Bohinska Bela is in fact a small village just a couple of kilometers south of Bled, located immediately beneath the interesting limestone cliffs. The history of climbing on this rock face goes back to the late 1960's when Marjan Manfreda - the famous Slovenian alpinist who summited Makalu without supplementary oxygen via the huge and steep South Face in 1975, three years before Messner and Habler famously summited Everest in 1978 - started to train just behind his house in Bohinjska Bela.
But the real development of the Bohinjska Bela sport crag started at about the same time as Misja Pec at Osp. It is no surprise therefore that the creativity at both beautiful areas was driven by the same man - Sreco Rehberger, who established most classic routes in Misja pec and here in Bohinjska Bela. The style of climbing differs since, unlike steep Misja Pec, the vertical and slightly overhanging slabs in Bohinjska Bela require precise footwork and strong fingers. A similar story can be found in another sector called "The New Bela", hidden from view in the forest nearby.

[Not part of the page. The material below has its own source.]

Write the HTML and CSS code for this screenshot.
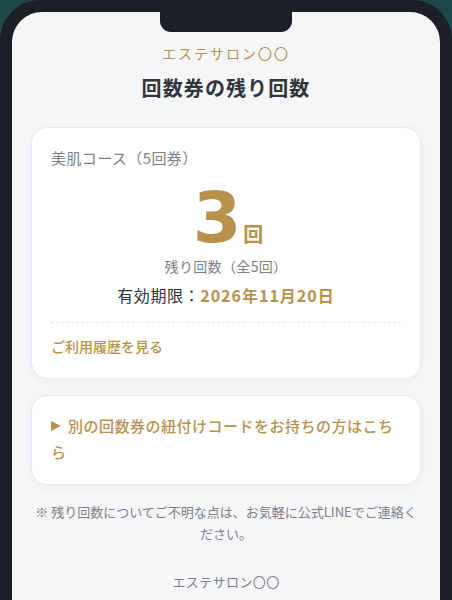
FILE: index.html
```html
<!DOCTYPE html>
<html lang="ja">
<head>
<meta charset="utf-8">
<title>回数券の残り回数</title>
<link rel="stylesheet" href="styles.css">
</head>
<body>
<div class="phone">
  <div class="screen">
    <div class="notch"></div>
    <div class="content">
      <div class="brand">エステサロン〇〇</div>
      <h1 class="title">回数券の残り回数</h1>

      <section class="card ticket">
        <div class="course">美肌コース（5回券）</div>
        <div class="count">
          <span class="count-num">3</span><span class="count-unit">回</span>
        </div>
        <div class="remain">残り回数（全5回）</div>
        <div class="expiry">有効期限：<span class="expiry-date">2026年11月20日</span></div>
        <div class="history"><a class="history-link">ご利用履歴を見る</a></div>
      </section>

      <section class="card link-card">
        <p class="link-text"><span class="tri"></span>別の回数券の紐付けコードをお持ちの方はこちら</p>
      </section>

      <p class="note">※ 残り回数についてご不明な点は、お気軽に公式LINEでご連絡ください。</p>

      <div class="footer">エステサロン〇〇</div>
    </div>
  </div>
</div>
</body>
</html>
```

FILE: styles.css
```css
* { box-sizing: border-box; }

html, body {
  margin: 0;
  padding: 0;
}

body {
  width: 452px;
  height: 600px;
  overflow: hidden;
  background: linear-gradient(90deg, #1d4a48 0%, #2a2550 30%, #1b1f26 50%, #2a2550 70%, #1d4a48 100%);
  font-family: "Noto Sans CJK JP", "Noto Sans", sans-serif;
}

.phone {
  width: 452px;
  height: 600px;
  background: #1b1f26;
  border-radius: 40px 40px 0 0;
  padding: 12px 12px 0 12px;
}

.screen {
  position: relative;
  height: 100%;
  background: #f5f6f8;
  border-radius: 30px 30px 0 0;
  overflow: hidden;
}

.notch {
  position: absolute;
  top: 0;
  left: 148px;
  width: 132px;
  height: 20px;
  background: #1b1f26;
  border-radius: 0 0 11px 11px;
}

.content {
  padding: 31px 19px 0 19px;
  display: flex;
  flex-direction: column;
}

.brand {
  text-align: center;
  color: #b8914d;
  font-size: 14px;
  line-height: 20px;
  letter-spacing: 2px;
}

.title {
  margin: 11px 0 0 0;
  text-align: center;
  color: #30353c;
  font-size: 20px;
  line-height: 28px;
  font-weight: 700;
  letter-spacing: 1.1px;
}

.card {
  background: #ffffff;
  border: 1px solid #e6e8ec;
  border-radius: 16px;
  box-shadow: 0 2px 10px rgba(20, 30, 50, 0.05);
}

.ticket {
  margin-top: 25px;
  padding: 19px 19px 21px 19px;
  display: flex;
  flex-direction: column;
}

.course {
  color: #7b8089;
  font-size: 15px;
  line-height: 22px;
  letter-spacing: 0.4px;
}

.count {
  margin-top: 22px;
  display: flex;
  justify-content: center;
  align-items: baseline;
  color: #b8914d;
}

.count-num {
  display: block;
  font-family: "DejaVu Sans", "Liberation Sans", sans-serif;
  font-size: 70px;
  line-height: 54px;
  font-weight: 700;
  padding-left: 4px;
}

.count-unit {
  display: block;
  font-size: 20px;
  font-weight: 700;
  margin-left: 2px;
  line-height: 20px;
}

.remain {
  margin-top: 11px;
  text-align: center;
  color: #7b8089;
  font-size: 14px;
  line-height: 20px;
  letter-spacing: 0.35px;
}

.expiry {
  margin-top: 7px;
  text-align: center;
  color: #2f343a;
  font-size: 16px;
  line-height: 24px;
  letter-spacing: 0.6px;
}

.expiry-date {
  color: #b8914d;
  font-weight: 700;
  letter-spacing: 1px;
}

.history {
  margin-top: 15px;
  border-top: 1px dashed #e3e5e9;
  padding-top: 10px;
}

.history-link {
  color: #b8914d;
  font-size: 14px;
  line-height: 20px;
  font-weight: 500;
}

.link-card {
  margin-top: 16px;
  padding: 17px 19px 19px 19px;
}

.link-text {
  margin: 0;
  color: #b8914d;
  font-size: 15px;
  line-height: 26px;
  font-weight: 500;
  letter-spacing: 0.5px;
}

.tri {
  display: inline-block;
  width: 0;
  height: 0;
  border-left: 10px solid #b8914d;
  border-top: 5px solid transparent;
  border-bottom: 5px solid transparent;
  margin-right: 7px;
  vertical-align: 1px;
}

.note {
  margin: 16px 0 0 0;
  text-align: center;
  color: #7b8089;
  font-size: 13px;
  line-height: 22px;
  letter-spacing: 0;
}

.footer {
  margin-top: 27px;
  text-align: center;
  color: #7b8089;
  font-size: 13px;
  line-height: 20px;
  letter-spacing: 0.4px;
}
```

The only difference between the old and the new sector is that the New Bela is mostly a summer climbing sector while the original or Old Bela is good for autumn and spring or even for sunny winter days. In addition, there is another sector on the opposite side of the valley called Kupljenik: located in the deep shadow of forest, this is a typical summer climbing refuge.
There are more than 100 routes to choose from at Bohinjska Bela and the difficulties range from beginners up to 8c+, although it has to be said that there are not many easy routes and most tend to be harder than 6b. The climbing in Bohinjska Bela is recognised by Slovenian climbers as being one of the best in the country and consequently it is quite popular, especially in summer.